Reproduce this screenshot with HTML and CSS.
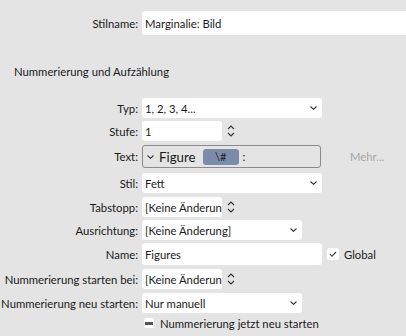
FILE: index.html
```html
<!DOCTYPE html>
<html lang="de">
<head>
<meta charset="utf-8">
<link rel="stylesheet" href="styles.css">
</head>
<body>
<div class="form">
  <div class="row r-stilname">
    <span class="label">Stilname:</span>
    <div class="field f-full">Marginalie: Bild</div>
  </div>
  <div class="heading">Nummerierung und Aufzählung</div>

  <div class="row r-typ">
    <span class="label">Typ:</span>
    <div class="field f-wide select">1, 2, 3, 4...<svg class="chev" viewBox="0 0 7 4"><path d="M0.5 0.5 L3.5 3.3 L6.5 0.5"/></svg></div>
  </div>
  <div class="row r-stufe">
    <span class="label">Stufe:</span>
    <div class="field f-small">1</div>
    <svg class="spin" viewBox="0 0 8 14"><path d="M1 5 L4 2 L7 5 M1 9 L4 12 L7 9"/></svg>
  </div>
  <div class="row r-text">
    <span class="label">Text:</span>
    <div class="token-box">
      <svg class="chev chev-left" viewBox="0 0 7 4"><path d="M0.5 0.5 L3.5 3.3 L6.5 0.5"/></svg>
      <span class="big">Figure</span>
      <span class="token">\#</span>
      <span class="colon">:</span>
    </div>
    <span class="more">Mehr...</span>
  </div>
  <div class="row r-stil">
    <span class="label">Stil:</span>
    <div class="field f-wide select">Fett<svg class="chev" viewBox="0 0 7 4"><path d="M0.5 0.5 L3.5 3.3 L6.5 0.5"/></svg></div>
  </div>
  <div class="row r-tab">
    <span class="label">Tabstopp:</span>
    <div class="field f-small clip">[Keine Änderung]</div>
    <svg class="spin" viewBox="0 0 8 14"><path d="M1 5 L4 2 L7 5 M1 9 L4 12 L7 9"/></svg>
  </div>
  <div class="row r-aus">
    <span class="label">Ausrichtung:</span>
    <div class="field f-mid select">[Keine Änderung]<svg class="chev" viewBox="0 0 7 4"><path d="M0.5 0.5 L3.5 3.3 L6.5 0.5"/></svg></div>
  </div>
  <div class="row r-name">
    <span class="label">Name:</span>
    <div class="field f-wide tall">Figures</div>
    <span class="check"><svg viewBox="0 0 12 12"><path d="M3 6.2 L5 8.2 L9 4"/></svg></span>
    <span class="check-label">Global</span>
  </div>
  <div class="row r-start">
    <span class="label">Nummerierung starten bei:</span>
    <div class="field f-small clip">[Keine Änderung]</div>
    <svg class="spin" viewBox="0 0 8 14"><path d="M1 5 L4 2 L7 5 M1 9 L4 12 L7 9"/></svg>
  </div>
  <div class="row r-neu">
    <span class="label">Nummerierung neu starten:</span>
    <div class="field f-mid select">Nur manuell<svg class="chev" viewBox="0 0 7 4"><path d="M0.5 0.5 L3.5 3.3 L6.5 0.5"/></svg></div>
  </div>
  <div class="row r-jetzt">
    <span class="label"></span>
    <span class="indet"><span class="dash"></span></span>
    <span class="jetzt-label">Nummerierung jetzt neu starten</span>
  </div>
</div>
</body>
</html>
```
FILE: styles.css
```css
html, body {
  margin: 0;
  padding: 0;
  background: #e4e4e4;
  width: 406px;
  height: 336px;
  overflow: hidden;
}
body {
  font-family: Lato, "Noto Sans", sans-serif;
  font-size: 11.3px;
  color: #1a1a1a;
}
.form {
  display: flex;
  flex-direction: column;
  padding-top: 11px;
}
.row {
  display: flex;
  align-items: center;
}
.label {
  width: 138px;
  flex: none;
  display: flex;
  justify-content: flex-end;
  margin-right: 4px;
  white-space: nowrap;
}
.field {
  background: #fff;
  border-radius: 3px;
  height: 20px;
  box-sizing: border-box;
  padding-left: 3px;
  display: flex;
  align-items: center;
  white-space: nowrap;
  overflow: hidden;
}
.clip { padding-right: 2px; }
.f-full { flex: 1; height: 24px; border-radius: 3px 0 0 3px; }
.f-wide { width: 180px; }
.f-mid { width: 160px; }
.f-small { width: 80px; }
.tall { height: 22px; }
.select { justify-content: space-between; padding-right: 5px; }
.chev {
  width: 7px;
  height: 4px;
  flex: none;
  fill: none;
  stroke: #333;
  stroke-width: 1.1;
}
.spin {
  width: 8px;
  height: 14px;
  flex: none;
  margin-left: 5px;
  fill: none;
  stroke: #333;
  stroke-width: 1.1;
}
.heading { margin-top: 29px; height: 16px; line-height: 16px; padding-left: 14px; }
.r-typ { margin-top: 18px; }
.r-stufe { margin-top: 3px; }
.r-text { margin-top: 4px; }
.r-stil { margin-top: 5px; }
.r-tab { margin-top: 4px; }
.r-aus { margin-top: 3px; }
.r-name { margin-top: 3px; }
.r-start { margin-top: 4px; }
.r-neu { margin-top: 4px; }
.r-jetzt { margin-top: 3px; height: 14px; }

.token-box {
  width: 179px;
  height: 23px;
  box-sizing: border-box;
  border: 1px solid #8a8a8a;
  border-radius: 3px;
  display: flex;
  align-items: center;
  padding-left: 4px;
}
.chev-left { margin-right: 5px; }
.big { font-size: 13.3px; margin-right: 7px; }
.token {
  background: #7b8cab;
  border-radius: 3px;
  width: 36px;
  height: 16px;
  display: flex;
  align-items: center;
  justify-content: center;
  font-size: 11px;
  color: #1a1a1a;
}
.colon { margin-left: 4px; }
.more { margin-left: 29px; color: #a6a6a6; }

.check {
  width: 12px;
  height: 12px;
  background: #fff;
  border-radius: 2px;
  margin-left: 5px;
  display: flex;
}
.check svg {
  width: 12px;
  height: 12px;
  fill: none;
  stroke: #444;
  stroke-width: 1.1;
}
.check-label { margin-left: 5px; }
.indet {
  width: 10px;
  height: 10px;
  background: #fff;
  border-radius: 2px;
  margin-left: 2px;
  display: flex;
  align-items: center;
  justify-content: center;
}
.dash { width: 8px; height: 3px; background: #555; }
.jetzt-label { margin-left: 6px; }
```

AIM
Transcribe the whole listing exactly. Pictures stay out of your copy.

FINISHED TASK
Reproduce this screenshot with HTML and CSS.
FILE: index.html
```html
<!DOCTYPE html>
<html lang="de">
<head>
<meta charset="utf-8">
<link rel="stylesheet" href="styles.css">
</head>
<body>
<div class="form">
  <div class="row r-stilname">
    <span class="label">Stilname:</span>
    <div class="field f-full">Marginalie: Bild</div>
  </div>
  <div class="heading">Nummerierung und Aufzählung</div>

  <div class="row r-typ">
    <span class="label">Typ:</span>
    <div class="field f-wide select">1, 2, 3, 4...<svg class="chev" viewBox="0 0 7 4"><path d="M0.5 0.5 L3.5 3.3 L6.5 0.5"/></svg></div>
  </div>
  <div class="row r-stufe">
    <span class="label">Stufe:</span>
    <div class="field f-small">1</div>
    <svg class="spin" viewBox="0 0 8 14"><path d="M1 5 L4 2 L7 5 M1 9 L4 12 L7 9"/></svg>
  </div>
  <div class="row r-text">
    <span class="label">Text:</span>
    <div class="token-box">
      <svg class="chev chev-left" viewBox="0 0 7 4"><path d="M0.5 0.5 L3.5 3.3 L6.5 0.5"/></svg>
      <span class="big">Figure</span>
      <span class="token">\#</span>
      <span class="colon">:</span>
    </div>
    <span class="more">Mehr...</span>
  </div>
  <div class="row r-stil">
    <span class="label">Stil:</span>
    <div class="field f-wide select">Fett<svg class="chev" viewBox="0 0 7 4"><path d="M0.5 0.5 L3.5 3.3 L6.5 0.5"/></svg></div>
  </div>
  <div class="row r-tab">
    <span class="label">Tabstopp:</span>
    <div class="field f-small clip">[Keine Änderung]</div>
    <svg class="spin" viewBox="0 0 8 14"><path d="M1 5 L4 2 L7 5 M1 9 L4 12 L7 9"/></svg>
  </div>
  <div class="row r-aus">
    <span class="label">Ausrichtung:</span>
    <div class="field f-mid select">[Keine Änderung]<svg class="chev" viewBox="0 0 7 4"><path d="M0.5 0.5 L3.5 3.3 L6.5 0.5"/></svg></div>
  </div>
  <div class="row r-name">
    <span class="label">Name:</span>
    <div class="field f-wide tall">Figures</div>
    <span class="check"><svg viewBox="0 0 12 12"><path d="M3 6.2 L5 8.2 L9 4"/></svg></span>
    <span class="check-label">Global</span>
  </div>
  <div class="row r-start">
    <span class="label">Nummerierung starten bei:</span>
    <div class="field f-small clip">[Keine Änderung]</div>
    <svg class="spin" viewBox="0 0 8 14"><path d="M1 5 L4 2 L7 5 M1 9 L4 12 L7 9"/></svg>
  </div>
  <div class="row r-neu">
    <span class="label">Nummerierung neu starten:</span>
    <div class="field f-mid select">Nur manuell<svg class="chev" viewBox="0 0 7 4"><path d="M0.5 0.5 L3.5 3.3 L6.5 0.5"/></svg></div>
  </div>
  <div class="row r-jetzt">
    <span class="label"></span>
    <span class="indet"><span class="dash"></span></span>
    <span class="jetzt-label">Nummerierung jetzt neu starten</span>
  </div>
</div>
</body>
</html>
```
FILE: styles.css
```css
html, body {
  margin: 0;
  padding: 0;
  background: #e4e4e4;
  width: 406px;
  height: 336px;
  overflow: hidden;
}
body {
  font-family: Lato, "Noto Sans", sans-serif;
  font-size: 11.3px;
  color: #1a1a1a;
}
.form {
  display: flex;
  flex-direction: column;
  padding-top: 11px;
}
.row {
  display: flex;
  align-items: center;
}
.label {
  width: 138px;
  flex: none;
  display: flex;
  justify-content: flex-end;
  margin-right: 4px;
  white-space: nowrap;
}
.field {
  background: #fff;
  border-radius: 3px;
  height: 20px;
  box-sizing: border-box;
  padding-left: 3px;
  display: flex;
  align-items: center;
  white-space: nowrap;
  overflow: hidden;
}
.clip { padding-right: 2px; }
.f-full { flex: 1; height: 24px; border-radius: 3px 0 0 3px; }
.f-wide { width: 180px; }
.f-mid { width: 160px; }
.f-small { width: 80px; }
.tall { height: 22px; }
.select { justify-content: space-between; padding-right: 5px; }
.chev {
  width: 7px;
  height: 4px;
  flex: none;
  fill: none;
  stroke: #333;
  stroke-width: 1.1;
}
.spin {
  width: 8px;
  height: 14px;
  flex: none;
  margin-left: 5px;
  fill: none;
  stroke: #333;
  stroke-width: 1.1;
}
.heading { margin-top: 29px; height: 16px; line-height: 16px; padding-left: 14px; }
.r-typ { margin-top: 18px; }
.r-stufe { margin-top: 3px; }
.r-text { margin-top: 4px; }
.r-stil { margin-top: 5px; }
.r-tab { margin-top: 4px; }
.r-aus { margin-top: 3px; }
.r-name { margin-top: 3px; }
.r-start { margin-top: 4px; }
.r-neu { margin-top: 4px; }
.r-jetzt { margin-top: 3px; height: 14px; }

.token-box {
  width: 179px;
  height: 23px;
  box-sizing: border-box;
  border: 1px solid #8a8a8a;
  border-radius: 3px;
  display: flex;
  align-items: center;
  padding-left: 4px;
}
.chev-left { margin-right: 5px; }
.big { font-size: 13.3px; margin-right: 7px; }
.token {
  background: #7b8cab;
  border-radius: 3px;
  width: 36px;
  height: 16px;
  display: flex;
  align-items: center;
  justify-content: center;
  font-size: 11px;
  color: #1a1a1a;
}
.colon { margin-left: 4px; }
.more { margin-left: 29px; color: #a6a6a6; }

.check {
  width: 12px;
  height: 12px;
  background: #fff;
  border-radius: 2px;
  margin-left: 5px;
  display: flex;
}
.check svg {
  width: 12px;
  height: 12px;
  fill: none;
  stroke: #444;
  stroke-width: 1.1;
}
.check-label { margin-left: 5px; }
.indet {
  width: 10px;
  height: 10px;
  background: #fff;
  border-radius: 2px;
  margin-left: 2px;
  display: flex;
  align-items: center;
  justify-content: center;
}
.dash { width: 8px; height: 3px; background: #555; }
.jetzt-label { margin-left: 6px; }
```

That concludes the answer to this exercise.